• [Instructions to follow]
Pull every line containing "that" out of the material below.

• [Records for this exercise]
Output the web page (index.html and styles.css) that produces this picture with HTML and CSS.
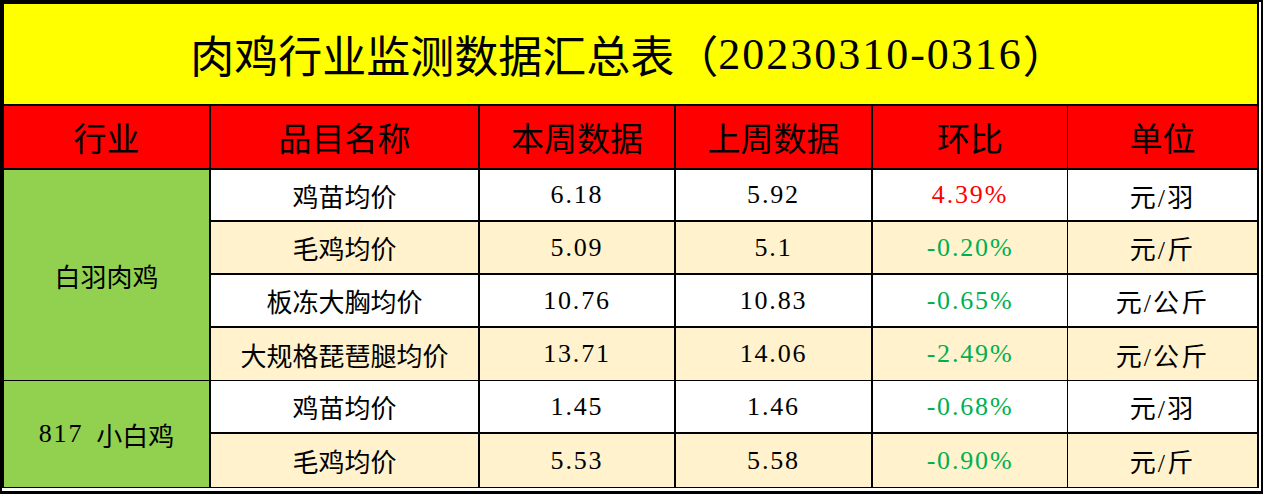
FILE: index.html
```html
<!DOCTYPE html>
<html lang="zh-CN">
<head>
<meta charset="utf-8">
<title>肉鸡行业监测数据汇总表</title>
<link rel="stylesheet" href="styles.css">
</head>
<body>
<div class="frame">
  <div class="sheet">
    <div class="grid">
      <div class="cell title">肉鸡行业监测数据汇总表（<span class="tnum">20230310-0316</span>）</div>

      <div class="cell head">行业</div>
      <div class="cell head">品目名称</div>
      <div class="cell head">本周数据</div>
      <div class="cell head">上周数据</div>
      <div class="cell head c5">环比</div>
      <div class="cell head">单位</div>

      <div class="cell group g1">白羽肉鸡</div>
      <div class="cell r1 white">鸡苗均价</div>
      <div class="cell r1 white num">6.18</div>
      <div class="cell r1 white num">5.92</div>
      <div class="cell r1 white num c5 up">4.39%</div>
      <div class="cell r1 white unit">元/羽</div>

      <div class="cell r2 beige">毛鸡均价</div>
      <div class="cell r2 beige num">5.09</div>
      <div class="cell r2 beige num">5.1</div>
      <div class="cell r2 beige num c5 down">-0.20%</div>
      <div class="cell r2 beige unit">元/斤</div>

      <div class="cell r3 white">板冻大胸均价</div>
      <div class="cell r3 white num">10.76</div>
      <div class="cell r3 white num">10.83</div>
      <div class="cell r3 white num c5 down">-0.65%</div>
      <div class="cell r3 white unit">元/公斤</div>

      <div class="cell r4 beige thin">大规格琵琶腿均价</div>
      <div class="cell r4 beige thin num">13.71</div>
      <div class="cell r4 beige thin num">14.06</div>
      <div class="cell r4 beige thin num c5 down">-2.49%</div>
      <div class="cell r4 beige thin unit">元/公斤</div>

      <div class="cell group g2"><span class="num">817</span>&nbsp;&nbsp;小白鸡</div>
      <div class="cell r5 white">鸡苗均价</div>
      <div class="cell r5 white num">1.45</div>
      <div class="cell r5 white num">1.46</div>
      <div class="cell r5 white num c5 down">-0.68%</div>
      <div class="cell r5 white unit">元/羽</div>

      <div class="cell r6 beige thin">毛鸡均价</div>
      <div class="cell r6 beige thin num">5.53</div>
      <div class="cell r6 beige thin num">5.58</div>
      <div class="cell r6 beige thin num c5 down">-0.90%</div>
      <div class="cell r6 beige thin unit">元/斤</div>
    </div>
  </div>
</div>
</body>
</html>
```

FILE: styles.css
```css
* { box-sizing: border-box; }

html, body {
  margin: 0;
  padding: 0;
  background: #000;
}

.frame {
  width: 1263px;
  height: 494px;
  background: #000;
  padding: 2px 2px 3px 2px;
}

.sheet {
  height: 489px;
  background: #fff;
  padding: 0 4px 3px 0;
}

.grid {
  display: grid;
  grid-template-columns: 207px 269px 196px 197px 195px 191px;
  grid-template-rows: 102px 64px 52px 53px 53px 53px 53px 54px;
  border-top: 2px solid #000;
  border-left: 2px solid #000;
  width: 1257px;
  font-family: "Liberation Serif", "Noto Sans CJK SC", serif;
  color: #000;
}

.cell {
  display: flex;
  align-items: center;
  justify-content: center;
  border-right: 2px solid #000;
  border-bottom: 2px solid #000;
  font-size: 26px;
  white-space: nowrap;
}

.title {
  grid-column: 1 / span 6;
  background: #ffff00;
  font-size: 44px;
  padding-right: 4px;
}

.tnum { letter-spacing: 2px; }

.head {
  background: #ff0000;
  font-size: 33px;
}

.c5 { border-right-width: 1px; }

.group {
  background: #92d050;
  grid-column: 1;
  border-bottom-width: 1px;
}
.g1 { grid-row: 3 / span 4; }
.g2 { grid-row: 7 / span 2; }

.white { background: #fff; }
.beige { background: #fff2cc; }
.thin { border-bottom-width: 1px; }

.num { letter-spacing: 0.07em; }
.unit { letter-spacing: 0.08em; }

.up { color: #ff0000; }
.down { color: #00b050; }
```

---

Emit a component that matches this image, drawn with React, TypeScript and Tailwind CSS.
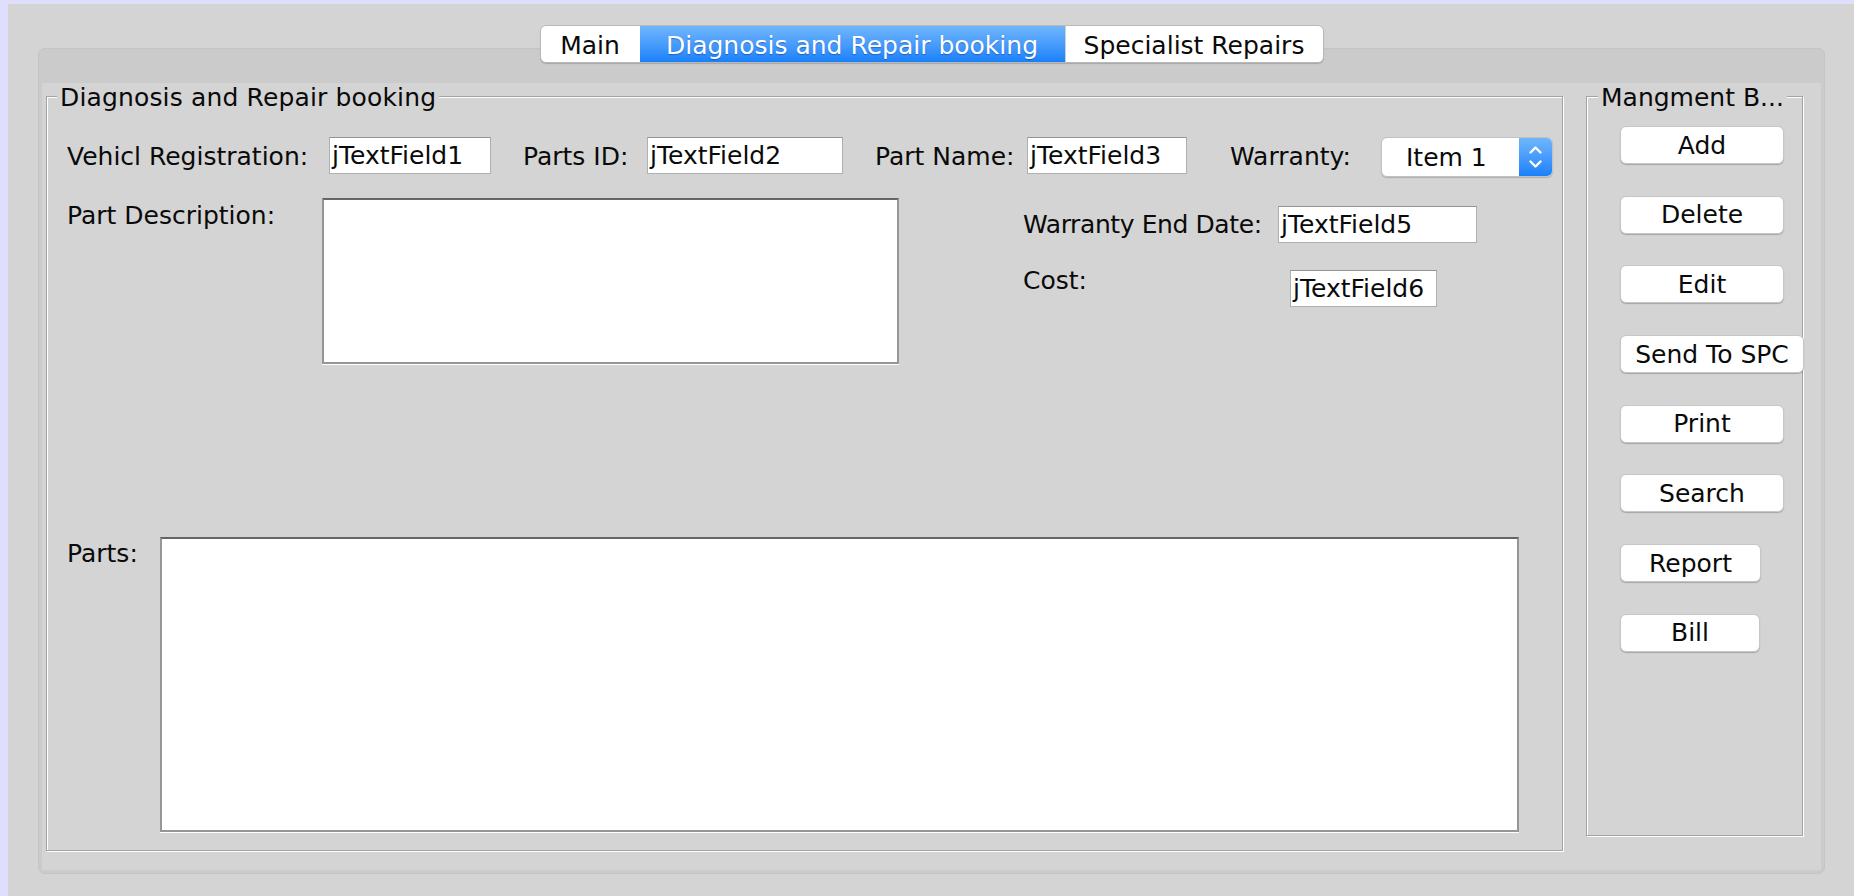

• [Correct response]
Output the web page (index.html and styles.css) that produces this picture with HTML and CSS.
Emit a component that matches this image, drawn with React, TypeScript and Tailwind CSS.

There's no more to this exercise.